The Grand Prieuré Indépendant d'Helvetie actually approached the Grand Encampment in 2009 wanting to negotiate a new charter to allow this, but the Grand Priory of America objected to the idea. It was at that point they also objected to Americans receiving the degrees in England. Or anywhere else.

As for the regularity of the Grand Priory of the Scottish Reformed & Rectified Rite of Occitania: it was chartered in 1995 by the Grand Prieuré de Gaules, which was, in turn, chartered by the Great Priory of Helvetia in 1935 (lineage is everything in Masonry, and with the CBCS, all modern priories originate in Switzerland, where the Order fled after the chaos of the French Revolution). The GEKT was in fraternal accord with the Grand Prieuré de Gaules until the GLNF derecognized the Grand Prieuré de Gaules in 2000, to form their own Rectified Rite. Technically, the Grand Priory of the Scottish Reformed & Rectified Rite of Occitania got its charter from a grand priory the GEKT recognized at that time, which came from the GPofH. That makes it legitimate, in the eyes of the GEKT.

Meanwhile, the Grand Prieuré de Gaules split from the GLNF in 2000 to be its very own autonomous grand lodge of the Rectified Rite, which works its own degrees 1 through 8. It is independent and not aligned with any of the grand lodges or the Grand Orient in France, and does not cede control of the Entered Apprentice, Fellow Craft and Master Mason degrees to any other governing body.

So.

If we are going to completely squeeze our pointy heads down the bunny hole of recognition, that means the Grand Prieuré de Gaules has, as of 2000, set itself up as a new, competing Masonic/Rectified Rite grand lodge in France (just what that country needs more of) that is open to Christians only.
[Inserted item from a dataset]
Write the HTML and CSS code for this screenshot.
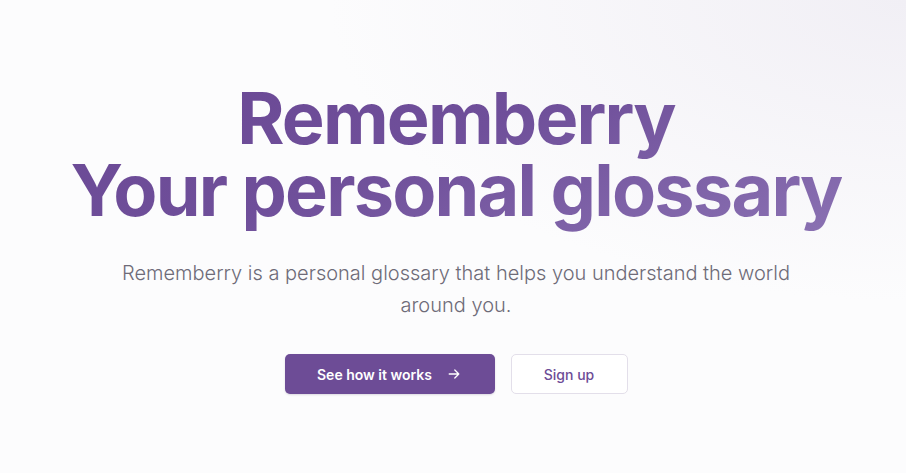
FILE: index.html
```html
<!DOCTYPE html>
<html lang="en">
<head>
    <meta charset="UTF-8">
    <title>Rememberry</title>
    <link rel="stylesheet" href="styles.css">
</head>
<body>
    <section class="hero">
        <h1 class="hero-title">Rememberry<br>Your personal glossary</h1>
        <p class="hero-text">Rememberry is a personal glossary that helps you understand the world around you.</p>
        <div class="hero-actions">
            <a href="#how" class="btn btn-primary">
                See how it works
                <svg class="btn-icon" viewBox="0 0 20 20" width="16" height="16" fill="none" stroke="currentColor" stroke-width="1.6" stroke-linecap="round" stroke-linejoin="round">
                    <path d="M4 10h12M11 5l5 5-5 5"/>
                </svg>
            </a>
            <a href="#signup" class="btn btn-secondary">Sign up</a>
        </div>
    </section>
</body>
</html>
```

FILE: styles.css
```css
html, body {
    margin: 0;
    height: 100%;
}
body {
    font-family: Inter, "Noto Sans", sans-serif;
    background-color: #fcfcfd;
    background-image: radial-gradient(ellipse at 100% 0%, #f1eff5 0%, rgba(252, 252, 253, 0) 45%);
}
.hero {
    display: flex;
    flex-direction: column;
    align-items: center;
    padding: 82px 0 0 6px;
    text-align: center;
}
/* extra bottom padding keeps the clipped gradient under the descenders */
.hero-title {
    margin: 0;
    padding-bottom: 12px;
    font-size: 72px;
    font-weight: 700;
    line-height: 72px;
    letter-spacing: -0.025em;
    background: linear-gradient(160deg, #6a4894 0%, #6f4f9a 45%, #8b72b3 100%);
    -webkit-background-clip: text;
    background-clip: text;
    color: transparent;
}
.hero-text {
    max-width: 680px;
    margin: 19px 0 0;
    font-size: 20px;
    font-weight: 300;
    line-height: 32px;
    color: #6e6b78;
}
.hero-actions {
    display: flex;
    gap: 16px;
    margin-top: 33px;
}
.btn {
    display: flex;
    align-items: center;
    justify-content: center;
    height: 40px;
    box-sizing: border-box;
    border-radius: 5px;
    font-size: 14px;
    font-weight: 600;
    text-decoration: none;
}
.btn-primary {
    width: 210px;
    gap: 14px;
    background-color: #6d4c96;
    color: #fff;
    box-shadow: 0 1px 2px rgba(40, 20, 70, 0.15);
}
.btn-secondary {
    width: 117px;
    background-color: #fff;
    border: 1px solid #e3dfea;
    color: #6d4c96;
    font-weight: 500;
}
.btn-icon {
    flex-shrink: 0;
}
```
And if THAT is so, then all grand lodges that currently recognize the Grande Loge Nationale Française as the sole regular Masonic grand lodge in France need to derecognize the Grand Prieuré de Gaules as being a spurious Templar organization.

Don't they?

The real shame of this entire mess is that the truly moving and spiritually uplifting degrees of the Knights Beneficient of the Holy City are getting ground up in the gears of politics and egos, which are the very antithesis of Masonic lessons.